I have done my share of griping about the deluge of overly broad intellectual-property claims pouring out of the U.S. Patent and Trademark Office. So I suppose I should cheer when the courts try to block this stream. But this spring, a Hoover Dam of a ruling-in a patent case involving broad ownership rights to the latest generation of painkillers-raises more painful questions about our patent system than it resolves.
The case pits the University of Rochester against the drugmakers Pfizer and Pharmacia. The University of Rochester claims a broad patent on the underlying research for the insanely lucrative painkiller medications called cox-2 inhibitors-including bestselling Celebrex, made by Pharmacia. Pfizer, which is in the process of buying out Pharmacia, claims that it developed the drug independently and therefore shouldn’t have to pay royalties to the university.
The stakes could hardly be higher. Celebrex, the leader of the cox-2 crowd, is what the drug companies like to call a blockbuster-earning Pharmacia more than $1.5 billion annually since it came on the market in 1999, and raking in more than $3 billion last year. Also hanging directly on the verdict is an additional, and almost as large, revenue stream from another cox-2 blockbuster called Vioxx, manufactured by Merck.

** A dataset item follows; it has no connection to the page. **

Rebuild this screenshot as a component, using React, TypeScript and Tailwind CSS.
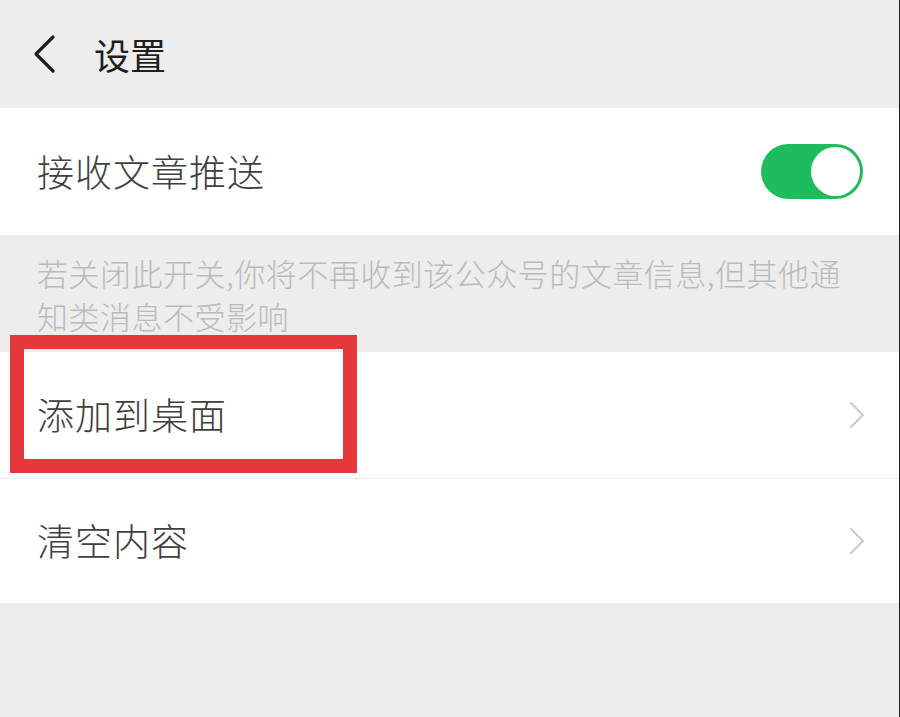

In his surprising decision, Judge David G. Larimer of the federal district court in western New York invalidated the University of Rochester’s patent on cox-2 inhibitors, ruling that the university patent is too broad and nonspecific to be considered a full-fledged invention. Larimer’s decision hinges largely on the fact that the University of Rochester scientists never took what he calls the “last, critical step” of actually isolating a drug compound themselves.

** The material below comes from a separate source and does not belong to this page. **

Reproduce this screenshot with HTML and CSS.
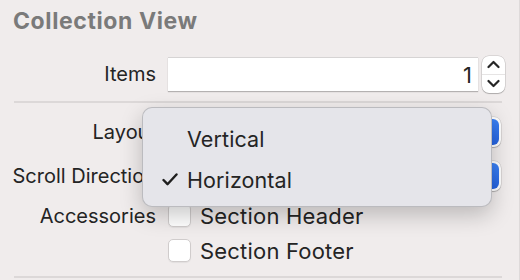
FILE: index.html
```html
<!DOCTYPE html>
<html lang="en">
<head>
  <meta charset="UTF-8" />
  <meta name="viewport" content="width=device-width, initial-scale=1.0"/>
  <title>Collection View Inspector</title>
  <link rel="stylesheet" href="styles.css">
</head>
<body>

  <div class="inspector">
    <h2 class="title">Collection View</h2>

    <div class="row row-items">
      <span class="label">Items</span>
      <div class="field-group">
        <div class="text-field">1</div>
        <div class="stepper">
          <svg class="chev" width="13" height="9" viewBox="0 0 13 9"><path d="M1.5 7 L6.5 2 L11.5 7" /></svg>
          <svg class="chev" width="13" height="9" viewBox="0 0 13 9"><path d="M1.5 2 L6.5 7 L11.5 2" /></svg>
        </div>
      </div>
    </div>

    <div class="separator"></div>

    <div class="row row-popup">
      <span class="label">Layout</span>
      <div class="popup-button"><span class="popup-arrows"></span></div>
    </div>
    <div class="row row-popup">
      <span class="label">Scroll Direction</span>
      <div class="popup-button"><span class="popup-arrows"></span></div>
    </div>
    <div class="row row-check">
      <span class="label">Accessories</span>
      <label class="check"><span class="box"></span>Section Header</label>
    </div>
    <div class="row row-check">
      <span class="label"></span>
      <label class="check"><span class="box"></span>Section Footer</label>
    </div>

    <div class="separator"></div>

    <!-- open popup menu for Scroll Direction -->
    <div class="menu">
      <div class="menu-item"><span class="mark"></span>Vertical</div>
      <div class="menu-item">
        <span class="mark">
          <svg width="16" height="13" viewBox="0 0 16 13"><path d="M1.5 7 L5.5 11.2 L14.5 1.5" /></svg>
        </span>Horizontal
      </div>
    </div>
  </div>

</body>
</html>
```

FILE: styles.css
```css
body {
  margin: 0;
  background: #f0ecec;
  font-family: Inter, "Liberation Sans", sans-serif;
  color: #242424;
}
.inspector {
  position: relative;
  width: 520px;
  height: 280px;
  overflow: hidden;
  border-right: 1px solid #dedada;
  box-sizing: border-box;
}
.title {
  margin: 0;
  padding: 7px 0 0 13px;
  height: 55px;
  box-sizing: border-box;
  font-size: 23px;
  line-height: 28px;
  letter-spacing: 0.6px;
  font-weight: 700;
  color: #7a7a7a;
}
.row {
  display: flex;
  align-items: center;
  gap: 12px;
  padding-right: 16px;
}
.row-items {
  height: 38px;
}
.row-popup {
  height: 44px;
}
.row-check {
  height: 35px;
}
.label {
  width: 156px;
  flex: none;
  text-align: right;
  font-size: 20px;
  white-space: nowrap;
}
.separator {
  height: 2px;
  background: #dcd8d8;
  margin: 8px 17px 7px 14px;
}
.field-group {
  display: flex;
  align-items: center;
  gap: 4px;
}
.text-field {
  width: 310px;
  height: 34px;
  box-sizing: border-box;
  background: #fff;
  border-top: 1px solid #d6d4d4;
  box-shadow: 0 1px 1px rgba(0, 0, 0, 0.25);
  text-align: right;
  padding-right: 6px;
  font-size: 22px;
  line-height: 34px;
}
.stepper {
  width: 23px;
  height: 37px;
  background: #fff;
  border-radius: 7px;
  box-shadow: 0 0 0 0.5px rgba(0, 0, 0, 0.18), 0 1px 1px rgba(0, 0, 0, 0.2);
  display: flex;
  flex-direction: column;
  align-items: center;
  justify-content: space-around;
  background-image: linear-gradient(#fff 49%, #e6e4e4 50%, #fff 52%);
}
.chev path {
  fill: none;
  stroke: #262626;
  stroke-width: 2.2;
  stroke-linecap: round;
  stroke-linejoin: round;
}
.popup-button {
  flex: 1;
  height: 30px;
  background: #fff;
  border-radius: 7px;
  box-shadow: 0 0 0 0.5px rgba(0, 0, 0, 0.15), 0 1px 1px rgba(0, 0, 0, 0.2);
  display: flex;
  justify-content: flex-end;
  padding: 2px;
  box-sizing: border-box;
  margin-right: 2px;
}
.popup-arrows {
  width: 22px;
  height: 26px;
  border-radius: 6px;
  background: linear-gradient(#3b82f6, #2563e0);
}
.check {
  display: flex;
  align-items: center;
  gap: 9px;
  font-size: 22px;
  letter-spacing: 0.2px;
}
.box {
  width: 23px;
  height: 23px;
  box-sizing: border-box;
  background: #fff;
  border-radius: 5px;
  border: 1px solid #d0cccc;
  box-shadow: 0 1px 1px rgba(0, 0, 0, 0.06);
}
.menu {
  position: absolute;
  left: 142px;
  top: 107px;
  width: 350px;
  height: 100px;
  box-sizing: border-box;
  padding-top: 10px;
  background: #e5e5ea;
  border-radius: 10px;
  border: 1px solid rgba(0, 0, 0, 0.18);
  box-shadow: 0 8px 22px rgba(0, 0, 0, 0.22);
}
.menu-item {
  display: flex;
  align-items: center;
  height: 41px;
  font-size: 21.5px;
  letter-spacing: 0.1px;
}
.mark {
  width: 44px;
  flex: none;
  display: flex;
  justify-content: flex-end;
}
.mark svg {
  margin-right: 9px;
}
.mark path {
  fill: none;
  stroke: #1e1e1e;
  stroke-width: 2.4;
  stroke-linecap: round;
  stroke-linejoin: round;
}
```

Larimer’s ruling gives me a massive headache. At first blush, it is exactly what I have repeatedly called for. Larimer’s decision reminds us that a patent “must be sufficiently concrete so that it can be described for the world to appreciate the specific nature of the work that sets it apart from what was before.” The notion sounds obvious. But it has been almost entirely absent in the Wild West of intellectual-property claims in recent years. The patent office has handed out scores of vague, broad claims to entire areas, from instant messaging to human gene therapy.
But on closer inspection, the judge has it wrong. If our system is designed to reward innovation, we need to fairly consider the seminal research that makes an invention possible. If Larimer’s decision holds up, not only would it threaten the validity of countless dubiously broad patents (a good thing), it would also lead to a patent system that is fundamentally incompatible with the kind of basic research that universities do.
Let’s take a moment to consider what the University of Rochester researchers accomplished. The story begins back in the 1960s, when Rochester biochemist Donald Young studied an enzyme called cyclooxygenase, or “cox,” whose activity is blocked by aspirin and other anti-inflammatory drugs. Young’s research led him to distinguish between two distinct parts of the enzyme that he came to dub cox-1 and cox-2.
Further study of cox-1 showed that it does not even play a role in inflammation itself but rather, among other things, regulates the secretion of gastric acid in the stomach. In the distinction between the functions of cox-1 and cox-2, the team recognized a potential gold mine: they might be able to directly target cox-2, thereby suppressing pain and inflammation without causing stomach irritation, the bane of all previous painkillers-from aspirin to ibuprofen-that act on the cox enzyme.
Simply discovering cox-2 was an important contribution to the field. But the researchers didn’t stop there. By the early 1990s, Young’s team identified the gene in humans that is responsible for producing cox-2 and discovered how it causes inflammation within individual cells. The group even developed a method for testing to see whether given compounds might selectively inhibit cox-2 in humans.
No matter how you look at it, in other words, there is little question that the pioneering University of Rochester work paved the way for a new generation of painkillers that would be easy on the stomach. And in 2000-after eight years-the U.S. Patent Office granted the Rochester team a broad patent covering a “method” for selectively inhibiting cox-2.
What’s really at issue in this case is whether our patent system can reasonably be made to account for seminal research contributions like the one made by Young and his team. It is not a simple question. Sure, the university researchers didn’t do the costly drug development or the clinical testing required to bring Celebrex and Vioxx to market. And narrow and specific patent claims tend rightly to reward those who assume precisely those kinds of laborious and costly roles.
But universities are not in the drug development business. In this case, there seems to be little doubt that Celebrex and Vioxx are on the market today only because of the pathbreaking contribution made by the Rochester researchers. The university has already announced that it will appeal the decision; this will be a critical intellectual-property case to watch. Judge Larimer opined that a broad and nonspecific patent claim is little more than “an attempt to preempt the future before it has arrived.” I’m so strongly in agreement with that sentiment that it is echoed in the very name of this column. But we need a patent system that distinguishes between those who would “preempt” the future and those who actually help create it.